Monday, August 08, 2005

Five foot two and One hundred fifteen pounds of pure terror

I am about five foot two and a half. I thought for years I was five three, but some computer that automatically reads your body size at the New Orleans Children's Museum corrected me. So, according to this machine I am officially five foot two and a half. Problem is, half the time I seem to be under the impression that I am six foot two and weigh over 200 lbs. I, like totally, understand the Napoleonic Complex. I understand why the ancient Tibetans had the tiny Lhasa Apso as their first line of defense to protect the Buddha and guard the monastic treasures. We bark and bark and kvetch people to death.

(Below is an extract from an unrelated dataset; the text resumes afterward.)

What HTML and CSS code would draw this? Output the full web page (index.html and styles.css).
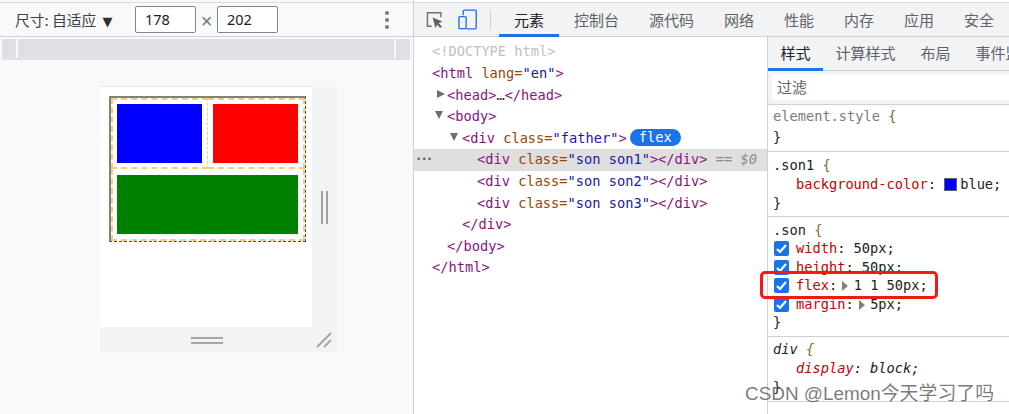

I say all this because, yet again, I picked a fight with someone. Some little kid at an old BB I used to read (and now, once in a blue moon, visit) defended some guy beating up his wife because she "deserved it". Now, I am a mature woman, I should let these comments slide because 99% of the time they are made by hardup boys with 2 pubic hairs. No. Instead I call him a pussy, a coward and offer him to come try to beat ME up and see what happens. This is the second time I've done this on the BB. First time some guy said he wanted to beat up all the liberals and I offered him a time and place in Berkeley ("Campanile at noon you horrid bloated neocon toad"). Of course they never appeared.

NO one ever shows; though I have never backed down from anything, not from burglars in computer labs or knifers in San Francisco. It started with Carlise Cobbs in the 4th grade said she wanted to beat me to a pulp (all because I didn't know what giving someone the finger met). She offered to do this at the monkey bars at 3:00. I was actually SCARED of Carlise Cobbs, she was psychotic. I did go to the monkey bars at 3:00 to bravely meet my fate. She never appeared. In fact, she never bothered me again. Maybe she forgot?

Or, is it simply no one takes someone 5 foot two and half seriously? It is a problem.